Corruption and the Morality of Survival / Dimas Castellano

Corruption and the Morality of Survival / Dimas Castellano
Dimas Castellanos, Translator: Unstated

Corruption — the action of corrupting — is the result of many causes,
that range from personal conduct to the political-economic system of
each country. It is an ancient social phenomenon to that occurs to a
greater or lesser extent in all societies and has been present
throughout the history of Cuba.

In the colony, the gift of the Governor Don Luis de las Casas to the
Creole classes was the diversion of funds for the construction of La
Cabaña, the gambling den and cockpit that the leader Francisco Dionisio
Vives had in the Army Castke for their entertainment. In the first half
of the twentieth century the conduct of the political-economic-military
elite, emerging from the wars of independence, who made use of public
positions for individual purposes, a picture Carlos Loveira reflected in
his novel General and Doctors; later between 1940 and 1958 politicians
and officials turned corruption into one of the worst evils, to the
point where Eduardo Chibas attacked this scourge during the election
campaign for the presidential elections to be held in 1952. In the
second half of the twentieth century, corruption, which had been
confined to the political and administrative sphere, became a widespread
social phenomenon.

Thus, corruption is not new, nor did it arise with the Revolution of
1959, what it new is its presence at all levels and spheres of society
and the emergence of a dominant negative morality and threatens to
become the culture.

The reason for this transformation is in the slide towards
totalitarianism that is weakening civic responsibility; the
implementation of an economic system unable to establish an appropriate
relationship between wages and cost of living, generated frustration and
despair. What was the dilemma of the Cuban family in such conditions,
with regards to survival?

If, in addition, this behavior was socially accepted and each family of
one form or another was forced to use it, then it had to predominate.
Faced with the phenomenon, the government's response was limited to
repression, vigilance, and inspection, that is, actions on the effects
without attacking the causes, as reflected in the official press during
the first decade of this century.

The newspaper Juventud Rebelde, May 22, 2001, in Corruption Fighter. A
people's inspector in charge of trade violations explained that when he
detects a crime, the violators would say, "We have to live, we have to
struggle," and tell him, when he tried to stand up for the rights of
citizens, "they defend their own victimization"; and on the 1st and 15th
of October, in The Great Old Deception, he reported that of 222,656
inspections conducted between January and August 2005, by comprehensive
inspectors, they found price violations and alterations in products in
52% of the commercial centers examined, and in 68% of the agricultural
markets.

The newspaper Granma, November 28, 2003, in Pricing Violations and the
Never-Ending Battle, says that in the first eight months of this year,
36% of establishments inspected were found to have irregularities in
markets, fairs, squares and in agricultural markets the index was above
47%, and in food service establishments it was 50%.

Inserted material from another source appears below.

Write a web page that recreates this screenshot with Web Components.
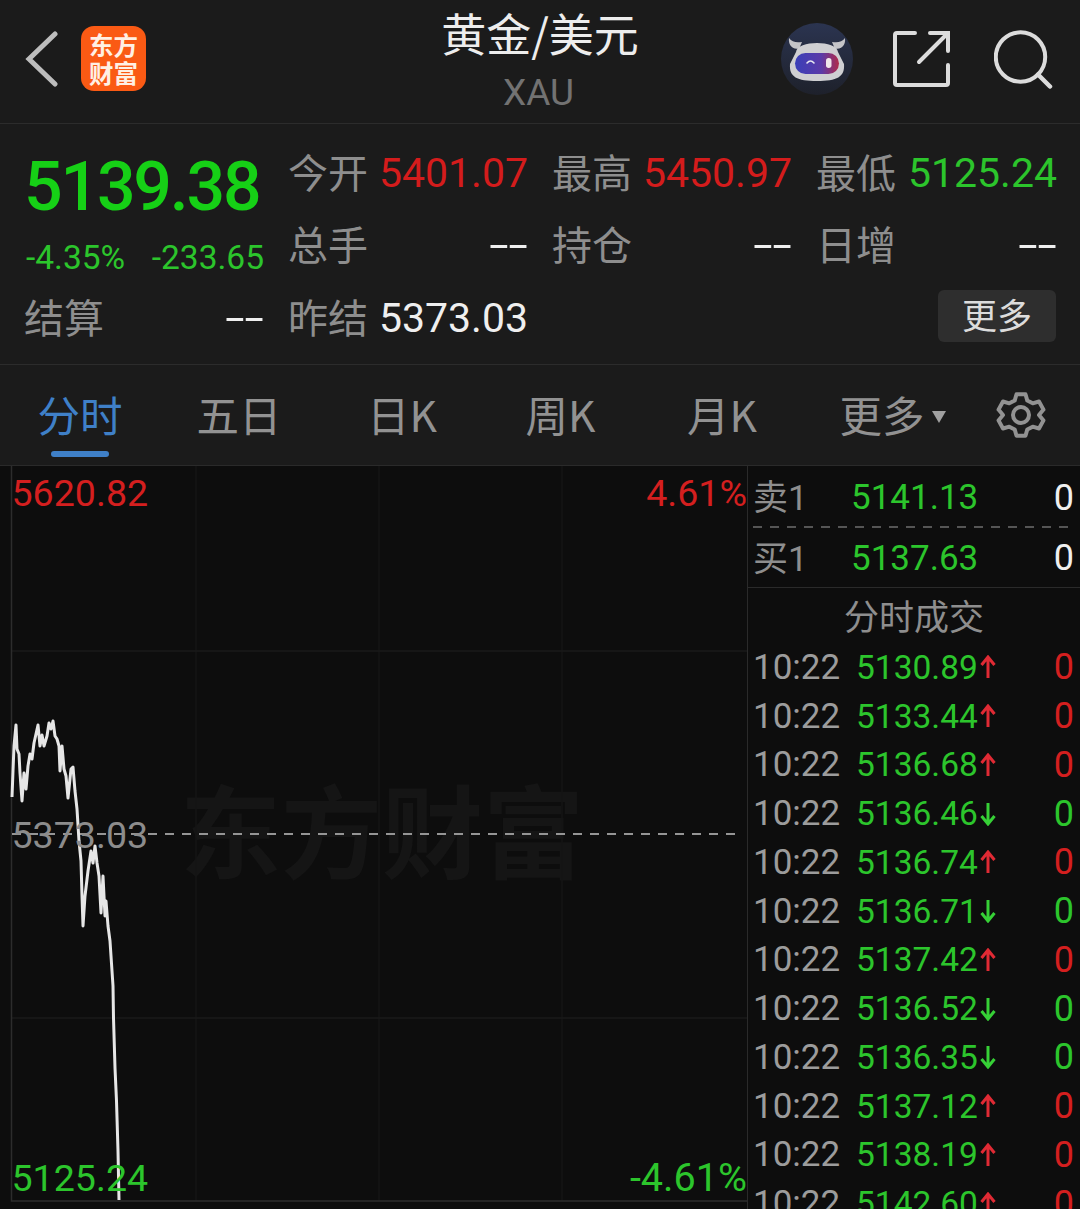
<!DOCTYPE html>
<html>
<head>
<meta charset="utf-8">
<style>
  html, body { margin: 0; padding: 0; background: #0d0d0d; }
  body { width: 1080px; height: 1209px; overflow: hidden; font-family: Roboto, "Noto Sans CJK SC", sans-serif; }
</style>
</head>
<body>
<quote-page></quote-page>
<script>
const CJK = 'Roboto, "Noto Sans CJK SC", sans-serif';

class TopBar extends HTMLElement {
  constructor() {
    super();
    this.attachShadow({ mode: "open" });
    this.shadowRoot.innerHTML = `
      <style>
        :host { display: flex; align-items: center; height: 124px; box-sizing: border-box; background: #1b1b1b; border-bottom: 1px solid #2c2c2c; padding-bottom: 6px; font-family: ${CJK}; }
        .left { width: 300px; display: flex; align-items: center; padding-left: 24px; box-sizing: border-box; gap: 21px; }
        .logo { width: 65px; height: 65px; border-radius: 13px; background: #fa5a14; display: flex; align-items: center; justify-content: center; }
        .logo span { width: 50px; color: #fff0e4; font: 700 24.5px/28px "Noto Sans CJK SC", sans-serif; text-align: center; word-break: break-all; }
        .title { flex: 1; align-self: flex-start; text-align: center; padding-top: 7px; }
        .name { color: #ededed; font-size: 45px; line-height: 52px; font-family: "Noto Sans CJK SC", sans-serif; }
        .code { color: #727272; font-size: 37px; line-height: 40px; margin-top: 14px; margin-right: 3px; }
        .right { width: 300px; display: flex; align-items: center; justify-content: flex-end; padding-right: 26px; box-sizing: border-box; gap: 38px; }
        .share { margin-right: 4px; }
        svg { display: block; }
      </style>
      <div class="left">
        <svg width="36" height="56" viewBox="0 0 36 56"><path d="M31 3 L5 28 L31 53" fill="none" stroke="#bdbdbd" stroke-width="5" stroke-linecap="round"/></svg>
        <div class="logo"><span>东方财富</span></div>
      </div>
      <div class="title"><div class="name">黄金/美元</div><div class="code">XAU</div></div>
      <div class="right">
        <svg width="74" height="74" viewBox="0 0 74 74">
          <defs>
            <linearGradient id="v" x1="0" x2="1"><stop offset="0" stop-color="#3a3fb8"/><stop offset="0.6" stop-color="#5b3aa8"/><stop offset="1" stop-color="#b02a4a"/></linearGradient>
            <linearGradient id="bg" x1="0" x2="0" y1="0" y2="1"><stop offset="0" stop-color="#2b3450"/><stop offset="1" stop-color="#1e212b"/></linearGradient>
          </defs>
          <circle cx="37" cy="37" r="36" fill="url(#bg)"/>
          <path d="M9 16 C8 24 13 27 19 27 L22 20 C16 21 12 20 9 16Z M65 16 C66 24 61 27 55 27 L52 20 C58 21 62 20 65 16Z" fill="#c4c4c8"/>
          <path d="M16 30 C17 18 57 18 58 30 L64 42 C65 55 57 59 37 59 C17 59 9 55 10 42Z" fill="#cfcfd2"/>
          <rect x="15" y="31" width="44" height="21" rx="10.5" fill="url(#v)"/>
          <path d="M27 41 q3.5 -4 7 0" fill="none" stroke="#e7e7f0" stroke-width="1.6" stroke-linecap="round"/>
          <rect x="46" y="36" width="5.5" height="10" rx="2.7" fill="#f1e6ea"/>
        </svg>
        <svg class="share" width="60" height="60" viewBox="0 0 60 60"><path d="M23 4 H5 a2 2 0 0 0 -2 2 V54 a2 2 0 0 0 2 2 H54 a2 2 0 0 0 2 -2 V36 M27 33 L56 4 M38 4 H56 V22" fill="none" stroke="#dcdcdc" stroke-width="4" stroke-linecap="round"/></svg>
        <svg width="60" height="60" viewBox="0 0 60 60"><circle cx="26.5" cy="28" r="24.7" fill="none" stroke="#dcdcdc" stroke-width="4"/><path d="M44 45.5 L56 57.5" stroke="#dcdcdc" stroke-width="4.5" stroke-linecap="round"/></svg>
      </div>
    `;
  }
}
customElements.define("top-bar", TopBar);

class StatCell extends HTMLElement {
  constructor() {
    super();
    this.attachShadow({ mode: "open" });
    this.shadowRoot.innerHTML = `
      <style>
        :host { display: flex; justify-content: space-between; align-items: center; height: 72px; font-family: ${CJK}; }
        .label { color: #8e8e8e; font: 40px "Noto Sans CJK SC", sans-serif; margin-left: -2px; }
        .val { font-size: 41px; font-family: Roboto, sans-serif; padding-top: 4px; }
        :host([c="r"]) .val { color: #d41c1c; }
        :host([c="g"]) .val { color: #2cc52c; }
        :host([c="w"]) .val { color: #efefef; }
        :host([c="n"]) .val { color: #efefef; display: inline-block; transform: scaleX(1.7); transform-origin: right; }
      </style>
      <span class="label"></span><span class="val"></span>
    `;
  }
  connectedCallback() {
    this.shadowRoot.querySelector(".label").textContent = this.getAttribute("label");
    this.shadowRoot.querySelector(".val").textContent = this.getAttribute("val");
  }
}
customElements.define("stat-cell", StatCell);

class StatPanel extends HTMLElement {
  constructor() {
    super();
    this.attachShadow({ mode: "open" });
    this.shadowRoot.innerHTML = `
      <style>
        :host { display: grid; grid-template-columns: 238px 238px 238px 239px; column-gap: 26px; grid-auto-rows: 72.5px; align-items: center; box-sizing: border-box; height: 241px; padding: 10.5px 24px 0 26px; background: #1b1b1b; border-bottom: 1px solid #2c2c2c; }
        .main { grid-row: span 2; align-self: stretch; }
        .price { color: #16d016; font: 500 68px/76px Roboto, sans-serif; letter-spacing: -2.2px; padding-top: 14px; margin-left: -2px; }
        .sub { display: flex; justify-content: space-between; color: #2cc52c; font: 33.5px/40px Roboto, sans-serif; margin-top: 13px; }
        .more { justify-self: end; margin-right: 1px; width: 118px; height: 52px; background: #2e2e2e; border-radius: 6px; color: #dcdcdc; font: 35px/48px "Noto Sans CJK SC", sans-serif; text-align: center; }
      </style>
      <div class="main">
        <div class="price">5139.38</div>
        <div class="sub"><span>-4.35%</span><span>-233.65</span></div>
      </div>
      <stat-cell label="今开" val="5401.07" c="r"></stat-cell>
      <stat-cell label="最高" val="5450.97" c="r"></stat-cell>
      <stat-cell label="最低" val="5125.24" c="g"></stat-cell>
      <stat-cell label="总手" val="--" c="n"></stat-cell>
      <stat-cell label="持仓" val="--" c="n"></stat-cell>
      <stat-cell label="日增" val="--" c="n"></stat-cell>
      <stat-cell label="结算" val="--" c="n"></stat-cell>
      <stat-cell label="昨结" val="5373.03" c="w"></stat-cell>
      <span></span>
      <div class="more">更多</div>
    `;
  }
}
customElements.define("stat-panel", StatPanel);

class TabBar extends HTMLElement {
  constructor() {
    super();
    this.attachShadow({ mode: "open" });
    const tabs = ["分时", "五日", "日K", "周K", "月K"];
    this.shadowRoot.innerHTML = `
      <style>
        :host { display: grid; grid-template-columns: 160px 158px 168px 149px 174px 167px 1fr; align-items: center; height: 100px; box-sizing: border-box; background: #1b1b1b; font-family: ${CJK}; }
        .tab { position: relative; text-align: center; color: #929292; font: 42.5px/98px "Noto Sans CJK SC", sans-serif; height: 100px; white-space: nowrap; }
        .on { color: #3f80c8; }
        .on::after { content: ""; position: absolute; left: 50%; bottom: 8px; width: 58px; height: 6px; margin-left: -29px; border-radius: 3px; background: #3f80c8; }
        .caret { display: inline-block; vertical-align: 9px; margin-left: 7px; width: 0; height: 0; border: 7px solid transparent; border-top: 12px solid #a0a0a0; border-bottom: 0; }
        svg { display: block; margin-left: 20px; }
      </style>
      ${tabs.map((t, i) => `<div class="tab${i === 0 ? " on" : ""}">${t}</div>`).join("")}
      <div class="tab">更多<span class="caret"></span></div>
      <svg width="50" height="50" viewBox="0 0 50 50">
        <path d="M20 2 H30 L32 9 L38 12 L45 10 L50 19 L45 25 L50 31 L45 40 L38 38 L32 41 L30 48 H20 L18 41 L12 38 L5 40 L0 31 L5 25 L0 19 L5 10 L12 12 L18 9 Z" transform="translate(2.5 2.5) scale(0.9)" fill="none" stroke="#929292" stroke-width="4.4" stroke-linejoin="round"/>
        <circle cx="25" cy="25" r="8" fill="none" stroke="#929292" stroke-width="4"/>
      </svg>
    `;
  }
}
customElements.define("tab-bar", TabBar);

class PriceChart extends HTMLElement {
  constructor() {
    super();
    this.attachShadow({ mode: "open" });
    const pts = "12,796 13,770 14,745 16,724 17,748 19,753 20,772 22,800 24,772 26,788 28,765 30,753 32,758 34,742 38,724 40,745 42,734 44,745 47,735 49,722 51,728 53,720 55,735 57,738 59,745 60,770 62,745 64,768 66,775 68,797 71,768 73,766 75,790 77,808 79,840 81,860 82,895 83,925 85,895 88,870 91,850 93,862 95,845 97,862 99,875 101,912 103,875 105,915 106,900 108,925 110,940 111,955 113,985 113.5,1017 115,1067 116.5,1100 118,1150 119,1199";
    this.shadowRoot.innerHTML = `
      <style>
        :host { display: block; position: relative; flex: 1; height: 744px; background: #0d0d0d; font-family: Roboto, sans-serif; overflow: hidden; }
        svg { position: absolute; left: 0; top: 0; }
        .mark { position: absolute; font-size: 37.6px; line-height: 44px; white-space: nowrap; }
        .wm { position: absolute; left: 180px; top: 301px; color: #151515; font: 700 101px/120px "Noto Sans CJK SC", sans-serif; white-space: nowrap; }
      </style>
      <div class="wm">东方财富</div>
      <svg width="747" height="744" viewBox="0 465 747 744">
        <path d="M196 465 V1200 M379 465 V1200 M562 465 V1200" fill="none" stroke="#151515" stroke-width="1.5"/>
        <path d="M12 650 H747 M12 1017 H747" fill="none" stroke="#1a1a1a" stroke-width="1.5"/>
        <path d="M11.5 465 V1200 H747" fill="none" stroke="#2c2c2c" stroke-width="1.5"/>
        <path d="M12 833 H741" stroke="#959595" stroke-width="2" stroke-dasharray="9 8"/>
        <polyline points="${pts}" fill="none" stroke="#e6e6e6" stroke-width="3" stroke-linejoin="round"/>
      </svg>
      <span class="mark" style="left:11.5px;top:5px;color:#d41f1f">5620.82</span>
      <span class="mark" style="right:0;top:5px;color:#d41f1f">4.61%</span>
      <span class="mark" style="left:11.5px;top:347px;color:#8c8c8c">5373.03</span>
      <span class="mark" style="left:11.5px;top:690px;color:#2cc52c">5125.24</span>
      <span class="mark" style="right:0;top:690px;color:#2cc52c;font-size:39.6px">-4.61%</span>
    `;
  }
}
customElements.define("price-chart", PriceChart);

class TradePanel extends HTMLElement {
  constructor() {
    super();
    this.attachShadow({ mode: "open" });
    const trades = [
      ["5130.89", 1], ["5133.44", 1], ["5136.68", 1], ["5136.46", 0], ["5136.74", 1], ["5136.71", 0],
      ["5137.42", 1], ["5136.52", 0], ["5136.35", 0], ["5137.12", 1], ["5138.19", 1], ["5142.60", 1]
    ];
    const arrow = (up) => `<svg width="16" height="24" viewBox="0 0 16 24"><path d="${up ? "M8 23 V3 M1.5 10 L8 2 L14.5 10" : "M8 1 V21 M1.5 14 L8 22 L14.5 14"}" fill="none" stroke="${up ? "#e02a34" : "#36d036"}" stroke-width="3"/></svg>`;
    this.shadowRoot.innerHTML = `
      <style>
        :host { display: block; width: 333px; height: 744px; box-sizing: border-box; border-left: 1px solid #2a2a2a; background: #0d0d0d; overflow: hidden; font-family: ${CJK}; }
        .level { display: flex; align-items: center; box-sizing: border-box; height: 61px; padding: 2px 6px 0 5px; font-size: 35px; }
        .level.buy { height: 60px; padding-top: 2px; }
        .level .k { width: 98px; color: #8e8e8e; margin-top: -6px; }
        .level .p { flex: 1; color: #2cc52c; }
        .level .q { color: #efefef; font-size: 36px; }
        .dash { margin: -1px 7px -1px 5px; height: 2px; background: repeating-linear-gradient(90deg, #555 0 9px, transparent 9px 17px); }
        .title { border-top: 1px solid #2a2a2a; height: 55px; color: #8e8e8e; font: 35px/53px "Noto Sans CJK SC", sans-serif; text-align: center; }
        .row { display: flex; align-items: center; height: 48.75px; padding: 0 6px 0 5px; font-size: 33.5px; }
        .t { width: 103px; color: #9c9c9c; font-size: 35px; }
        .p { color: #2cc52c; }
        .row svg { margin-left: 2px; display: block; }
        .q { margin-left: auto; font-size: 36px; }
        .up { color: #d41f1f; }
        .dn { color: #2cc52c; }
      </style>
      <div class="level"><span class="k">卖1</span><span class="p">5141.13</span><span class="q">0</span></div>
      <div class="dash"></div>
      <div class="level buy"><span class="k">买1</span><span class="p">5137.63</span><span class="q">0</span></div>
      <div class="title">分时成交</div>
      ${trades.map((r) => `<div class="row"><span class="t">10:22</span><span class="p">${r[0]}</span>${arrow(r[1])}<span class="q ${r[1] ? "up" : "dn"}">0</span></div>`).join("")}
    `;
  }
}
customElements.define("trade-panel", TradePanel);

class QuotePage extends HTMLElement {
  constructor() {
    super();
    this.attachShadow({ mode: "open" });
    this.shadowRoot.innerHTML = `
      <style>
        :host { display: block; width: 1080px; height: 1209px; overflow: hidden; background: #0d0d0d; }
        .body { display: flex; border-top: 1px solid #2a2a2a; }
      </style>
      <top-bar></top-bar>
      <stat-panel></stat-panel>
      <tab-bar></tab-bar>
      <div class="body"><price-chart></price-chart><trade-panel></trade-panel></div>
    `;
  }
}
customElements.define("quote-page", QuotePage);
</script>
</body>
</html>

In the February 20, 2004, Granma, in Dealing Effectively with
Irregularities and Economic Crimes, the Minister of Audit and Control,
Lina Pedraza, said, "The causes and conditions that cause crimes and
other violations are well know," among which she mentioned a set ranging
from "insufficient confirmation of the origin and final destination of
the products," to "insufficient supervision of the auditing system."

In the edition of December 24, 2005, it was reported that the regular
meeting of the Popular Power National Assembly, Pedro Ross, then
Secretary General of the CTC [Cuban Workers Union], "Commented and said
that there are employees who are responding, but others do not and
continue to justify the thefts and other misconduct."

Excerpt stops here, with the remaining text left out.